Mon enfance, mes souvenirs, les ados que je connais, ou que je ne connais pas : je me souviens de ces deux là qui se roulaient des pelles dans un jardin, appareil dentaire contre appareil dentaire et entre deux (pelles) recommençaient à se parler sur un ton tout à fait extérieur « Ouais ma mère elle a dit que… » et hop, ils repartaient de plus belle dans un baiser, avant de reprendre la suite de la conversation ou autre chose comme « tu aimes les chiens ? » 

 

- Comment parler de l’adolescence, sujet rebattu, sans tomber dans les lieux communs et les archétypes ?

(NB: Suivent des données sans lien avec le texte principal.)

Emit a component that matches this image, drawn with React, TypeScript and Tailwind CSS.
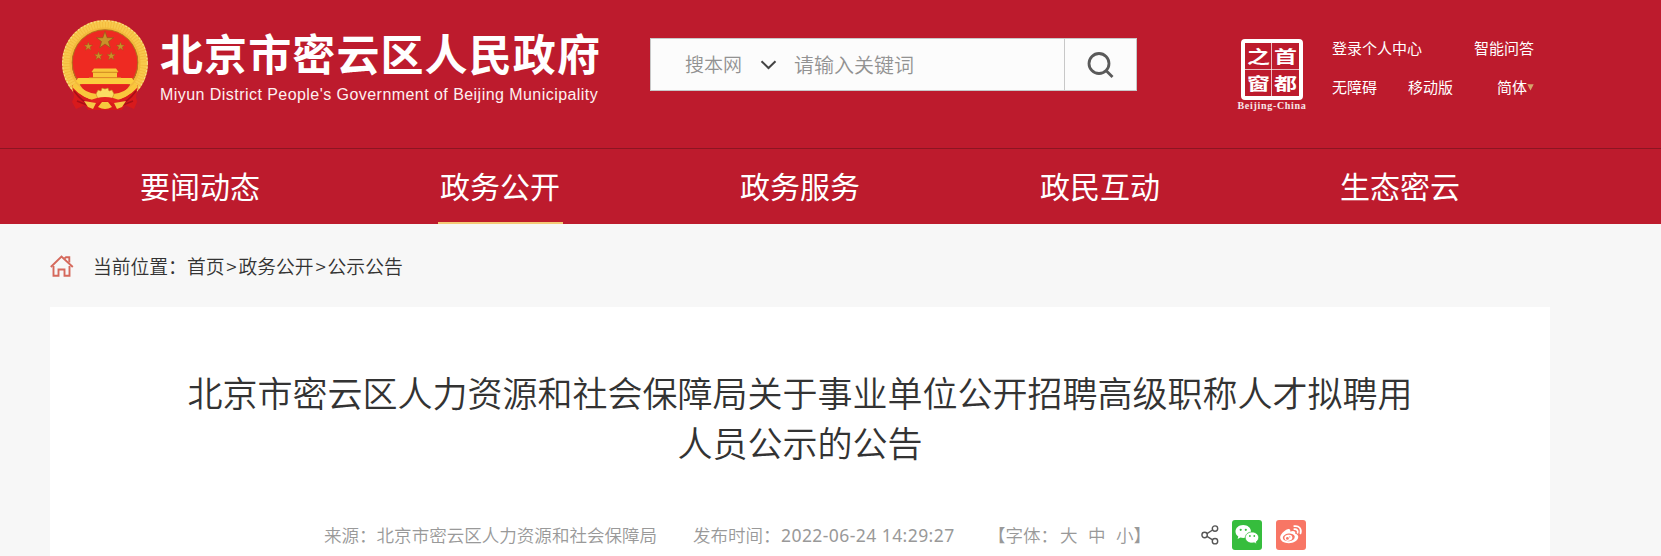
import React from 'react';

const navItems = [
  { title: '要闻动态', active: false },
  { title: '政务公开', active: true },
  { title: '政务服务', active: false },
  { title: '政民互动', active: false },
  { title: '生态密云', active: false },
];

const sealChars = ['之', '首', '窗', '都'];

const smallStars = [
  { x: 28.3, y: 29.5 },
  { x: 60.5, y: 29.5 },
  { x: 38.5, y: 39 },
  { x: 51.2, y: 39 },
];

const starPoints = '0,-10 2.4,-3.1 9.5,-3.1 3.8,1.2 5.9,8.1 0,3.9 -5.9,8.1 -3.8,1.2 -9.5,-3.1 -2.4,-3.1';

function Emblem() {
  return (
    <svg width="90" height="95" viewBox="0 0 90 95">
      <circle cx="45" cy="46" r="38" fill="none" stroke="#f3b93c" strokeWidth="10" />
      <circle cx="45" cy="46" r="42.2" fill="none" stroke="#f8dc86" strokeWidth="1.4" strokeDasharray="2 1.6" />
      <circle cx="45" cy="46" r="38.5" fill="none" stroke="#f8c94c" strokeWidth="6" strokeDasharray="2 0.8" />
      <path d="M12 68 Q22 82 37 84 L53 84 Q68 82 78 68 L76 80 L77 85 L74 92 L65 88 L62 93 L28 93 L25 88 L16 92 L12 85 L14 80 Z" fill="#d81a1c" />
      <path d="M14 74 Q22 85 31 88 M76 74 Q68 85 59 88 M17 84 L27 88 M73 84 L63 88" stroke="#a90f18" strokeWidth="1.5" fill="none" />
      <circle cx="45" cy="45.5" r="32.8" fill="#ee2a22" stroke="#b3761d" strokeWidth="1" />
      <polygon points={starPoints} transform="translate(45 23.5) scale(0.9)" fill="#c99129" stroke="#8c5d17" strokeWidth="0.7" />
      {smallStars.map((star, index) => (
        <polygon key={index} points={starPoints} transform={`translate(${star.x} ${star.y}) scale(0.46)`} fill="#c99129" stroke="#8c5d17" strokeWidth="0.8" />
      ))}
      <path d="M34 51.5 H56 L58.5 55 H57 V60.5 H33 V55 H31.5 Z" fill="#f9c63c" />
      <path d="M32 55.3 H58" stroke="#c8811e" strokeWidth="0.9" />
      <path d="M18 61 H72 L74 64 L71 67 H19 L16 64 Z" fill="#fbcd3e" />
      <path d="M29 60.7 H61" stroke="#d8922a" strokeWidth="0.8" />
      <path d="M20 68 H70 Q65 76 56 79 H34 Q25 76 20 68 Z" fill="#e3231f" />
      <path d="M15 66 Q27 77 37 77 L38 83 Q24 83 12 70 Z M75 66 Q63 77 53 77 L52 83 Q66 83 78 70 Z" fill="#f9c63c" />
      <path d="M36 77 L38 73 L41 74 L42 71 L45 72 L48 71 L49 74 L52 73 L54 77 L52 82 H38 Z" fill="#fbdc62" stroke="#c8811e" strokeWidth="0.6" />
      <path d="M29 84 Q45 76 61 84 L54 87 Q45 81 36 87 Z" fill="#e3231f" />
      <path d="M24 84 L36 86 L33 92 L28 90 Z M66 84 L54 86 L57 92 L62 90 Z" fill="#f6c846" />
      <path d="M38 90 L42 85 H48 L52 90 Q45 94 38 90 Z" fill="#f7c93d" />
    </svg>
  );
}

function Seal() {
  return (
    <div className="flex flex-col items-center w-[70px]">
      <div className="relative grid grid-cols-2 grid-rows-2 w-[62px] h-[61px] border-4 border-white rounded-[4px] text-white text-[23px] leading-[25px] font-bold text-center">
        <div className="absolute left-[26px] top-0 w-px h-full bg-white/70" />
        <div className="absolute top-[26px] left-0 h-px w-full bg-white/70" />
        {sealChars.map((char) => (
          <span key={char} className="scale-y-[0.72]">{char}</span>
        ))}
      </div>
      <p className="text-white/90 text-[10px] leading-[11px] font-bold font-['Liberation_Serif',serif] whitespace-nowrap tracking-[0.7px]">Beijing-China</p>
    </div>
  );
}

function SearchBox() {
  return (
    <div className="flex w-[487px] h-[53px] bg-[#fcfcfc] border border-[#c8c8c8] text-[#929292]">
      <div className="flex items-center w-[413px] pl-[34px] font-[350]">
        <span className="w-[75px] text-[19px]">搜本网</span>
        <svg width="17" height="10" viewBox="0 0 17 10" fill="none" stroke="#444" strokeWidth="2">
          <path d="M1.5 1.2 L8.5 8 L15.5 1.2" />
        </svg>
        <span className="ml-[17px] text-[20px]">请输入关键词</span>
      </div>
      <div className="flex items-center justify-center flex-1 border-l border-[#c8c8c8]">
        <svg width="28" height="28" viewBox="0 0 28 28" fill="none" stroke="#5a5a5a" strokeWidth="2.8">
          <circle cx="12" cy="12.5" r="10" />
          <path d="M19 19.5 L25.5 26" />
        </svg>
      </div>
    </div>
  );
}

function Header() {
  return (
    <header className="bg-[#bd1b2d] text-white">
      <div className="flex h-[148px] pl-[60px]">
        <div className="w-[90px] pt-[17px]">
          <Emblem />
        </div>
        <div className="w-[490px] pl-[10px] pt-[27px] whitespace-nowrap">
          <p className="h-[50px] text-[43px] leading-[50px] font-bold tracking-[1.1px]">北京市密云区人民政府</p>
          <p className="mt-[7px] text-[16px] leading-[22px] tracking-[0.45px] font-['Liberation_Sans',sans-serif] text-[#fdf0f1]">Miyun District People's Government of Beijing Municipality</p>
        </div>
        <div className="ml-[10px] pt-[38px]">
          <SearchBox />
        </div>
        <div className="ml-[100px] pt-[39px]">
          <Seal />
        </div>
        <div className="flex flex-col w-[203px] ml-[25px] pt-[38px] text-[15px] leading-[20px] whitespace-nowrap">
          <div className="flex justify-between pr-[1px]">
            <span>登录个人中心</span>
            <span>智能问答</span>
          </div>
          <div className="flex items-center mt-[19px]">
            <span className="w-[76px]">无障碍</span>
            <span className="w-[89px]">移动版</span>
            <span>简体</span>
            <svg width="7" height="7" viewBox="0 0 7 7">
              <path d="M0.3 0.3 H6.7 L3.5 6.5 Z" fill="#d5a56b" />
            </svg>
          </div>
        </div>
      </div>
      <nav className="flex h-[76px] pl-[50px] border-t border-[#8c1522]">
        {navItems.map((item) => (
          <div key={item.title} className="flex justify-center w-[300px]">
            <span className={item.active ? 'w-[125px] h-[75px] text-center text-[30px] leading-[73px] border-b-2 border-[#f4cb77]' : 'w-[125px] h-[75px] text-center text-[30px] leading-[73px]'}>
              {item.title}
            </span>
          </div>
        ))}
      </nav>
    </header>
  );
}

function Breadcrumb() {
  return (
    <div className="flex items-center h-[83px] pl-[50px] pt-[2px] text-[18.8px] text-[#333] font-[350] whitespace-nowrap">
      <svg className="mb-[2px]" width="24" height="22" viewBox="0 0 24 22" fill="none" stroke="#d5695c" strokeWidth="1.9">
        <path d="M0.8 12 L11.5 1.5 L22.8 12" />
        <path d="M3.5 11 V20.7 H8.5 V14.5 H14.5 V20.7 H19.5 V11" />
        <path d="M14.5 3.5 L16 2.3 H19.3 V7.5" />
      </svg>
      <span className="ml-[19px]">当前位置：</span>
      <span>首页</span>
      <span className="w-[14px] text-center">&gt;</span>
      <span>政务公开</span>
      <span className="w-[14px] text-center">&gt;</span>
      <span>公示公告</span>
    </div>
  );
}

function ShareIcons() {
  return (
    <div className="flex items-center">
      <svg width="18" height="20" viewBox="0 0 18 20" fill="none" stroke="#555" strokeWidth="1.4">
        <circle cx="3.6" cy="10" r="2.7" />
        <circle cx="14" cy="3.6" r="2.7" />
        <circle cx="14" cy="16.2" r="2.7" />
        <path d="M6 8.6 L11.6 5 M6 11.4 L11.6 14.8" />
      </svg>
      <div className="flex items-center justify-center w-[30px] h-[30px] ml-[13px] rounded-[3px] bg-[#36bd3d]">
        <svg width="24" height="22" viewBox="0 0 24 22">
          <path d="M8.2 1 C3.8 1 0.5 3.9 0.5 7.5 C0.5 9.6 1.6 11.4 3.3 12.6 L2.6 15 L5.5 13.6 C6.4 13.9 7.3 14 8.2 14 C12.6 14 16 11.1 16 7.5 C16 3.9 12.6 1 8.2 1 Z" fill="#fff" />
          <path d="M17 8 C13 8 10.3 10.5 10.3 13.6 C10.3 16.7 13.2 19.1 17 19.1 C17.8 19.1 18.5 19 19.2 18.8 L21.6 20.2 L21.1 18 C22.7 17 23.7 15.4 23.7 13.6 C23.7 10.5 20.8 8 17 8 Z" fill="#fff" stroke="#36bd3d" strokeWidth="0.8" />
          <g fill="#36bd3d">
            <circle cx="5.7" cy="5.8" r="1.1" />
            <circle cx="10.8" cy="5.8" r="1.1" />
            <circle cx="14.9" cy="12" r="0.9" />
            <circle cx="19.3" cy="12" r="0.9" />
          </g>
        </svg>
      </div>
      <div className="flex items-center justify-center w-[30px] h-[30px] ml-[14px] rounded-[3px] bg-[#f87665]">
        <svg width="24" height="22" viewBox="0 0 24 22" fill="none">
          <path d="M8.5 5.3 C10.5 4.5 11.8 5.5 11.2 7.6 C14 6.4 17 6.8 16.2 9.8 C18.5 10.4 19.6 11.7 19.2 13.6 C18.6 16.9 14.6 19.2 9.8 19.2 C5 19.2 1.2 17 1.2 13.5 C1.2 10.7 5 6.6 8.5 5.3 Z" fill="#fff" />
          <ellipse cx="9.8" cy="13.4" rx="6" ry="3.8" transform="rotate(-6 9.8 13.4)" fill="#f87665" />
          <ellipse cx="9.4" cy="13.8" rx="4" ry="3" transform="rotate(-10 9.4 13.8)" fill="#fff" />
          <circle cx="8.4" cy="14.4" r="1.4" fill="#f87665" />
          <circle cx="10.8" cy="12.9" r="0.6" fill="#f87665" />
          <path d="M15.3 5.2 C17.8 4.9 19.3 6.6 18.6 8.8 M15.2 2.2 C19.9 1.3 23 4.8 21.5 9.5" stroke="#fff" strokeWidth="1.7" strokeLinecap="round" />
        </svg>
      </div>
    </div>
  );
}

function Article() {
  return (
    <main className="w-[1500px] h-[249px] ml-[50px] pt-[60px] bg-white overflow-hidden">
      <h1 className="h-[100px] text-center text-[35px] leading-[50px] text-[#333] font-[350] whitespace-nowrap">
        北京市密云区人力资源和社会保障局关于事业单位公开招聘高级职称人才拟聘用
        <br />
        人员公示的公告
      </h1>
      <div className="flex items-center h-[30px] mt-[53px] pl-[274px] text-[17.55px] text-[#999] font-[350] whitespace-nowrap">
        <span className="w-[369px]">来源：北京市密云区人力资源和社会保障局</span>
        <span className="w-[88px]">发布时间：</span>
        <span className="w-[207px] tracking-[0.42px] font-normal font-['Noto_Sans','Noto_Sans_CJK_SC',sans-serif]">2022-06-24 14:29:27</span>
        <span className="w-[72px]">【字体：</span>
        <span className="w-[28px]">大</span>
        <span className="w-[28px]">中</span>
        <span className="w-[85px]">小】</span>
        <ShareIcons />
      </div>
    </main>
  );
}

export default function App() {
  return (
    <div className="w-[1661px] h-[556px] overflow-hidden bg-[#f7f7f7] font-['Noto_Sans_CJK_SC',sans-serif]">
      <Header />
      <Breadcrumb />
      <Article />
    </div>
  );
}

Peut-être en évitant la psychologie, l’analyse. Je ne sais rien en fait, alors je n’essaie pas de raconter ce qu’est un adolescent d’aujourd’hui. Je raconte des histoires où il y a des adolescents, c’est-à-dire de très grandes petites personnes ou de très petites grandes personnes. Ils sont enfermés dans le livre, ils ne fuient pas vers l’extérieur comme des théories.

 

- 29 nouvelles, autant de situations, La drogue, les premiers pas dans l’amour, l’amitié, les relations avec les adultes, la nostalgie de sa propre enfance : Qu’avez vous choisi de dire dans ce bouquet plutôt très large ?

J’ai choisi les thèmes qui portaient mes histoires. Du coup, ce sont vraiment les histoires qui ont décidé des thèmes. 

 

- La question de la popularité, des relations entre adolescents est très présente dans votre recueil. Comment les abordez-vous ?

Quand j’en ai entendu parler, j’ai eu peur et mal pour eux. J’ai compris que beaucoup de jeunes gens sont saqués par ceux de leur classe parce qu’ils ne sont pas vêtus comme ils « doivent ». Cette tyrannie m’effraie. Pour ceux qui n’ont pas la force pour l’instant de dire non. J’ai passé mes récrés aux toilettes pour éviter les autres alors si le populaire avait existé, je crois que j’aurais arrêté l’école en sixième. La violence me semblait déjà trop lourde, les regards, le manque de gentillesse… Alors c’est vrai que je n’aime pas la méchanceté. Et je voudrais que tous les proviseurs aient le courage d’intervenir dans ces cas-là. Ce qui n’est pas le cas. Les autruches. 

 

 

- Comme souvent dans vos nouvelles, on rit beaucoup dans Rebelles, un peu. Comment définiriez-vous la qualité de ce rire qui n’est pas moqueur ?

Si quand même ! Je me fiche un peu d’eux… Mais des mères aussi, et des pères, et de tout le monde. Mais peut-être que je ne m’en fiche pas tant que ça puisque je leur consacre des livres. A mon avis, c’est parfois drôle parce qu’au delà de reprendre des litanies adolescentes, les histoires  ramènent le lecteur à un état de souvenir. Ou lui permet de pouffer de choses qui ne sont pas si dramatiques. Dans « arrête de faire ta drama-queen », une ado vient de se rendre compte qu’elle était folle amoureuse d’un garçon de sa classe qui est décédé. Et sa logorrhée sur sa douleur, son espèce de centre ultra boursouflé, offre le contraire de ce qu’aurait dû incarner cette nouvelle, c’est-à-dire le drame, le deuil. Non. L’ado meurt et on a cette élève qui nous fait sa Phèdre, et c’est peut-être cela qui fait rire. On est content qu’elle nous évite de pleurer.

 

- La lecture de ce livre invite à penser le moment de l’adolescence de façon plus subtile, moins morale et plus généreuse. L’écriture a-t-elle généré des effets particuliers sur l’écrivain que vous êtes ? 

C’est la cadence. La cadence c’est bon. L’urgence. La suivante. Cette espèce d’épouvante à l’idée que ça s’arrête. Les effets se situent là, dans ce que j’appellerais l’addiction. Je suis accroc à ces états d’écriture. Mais pas au contenu.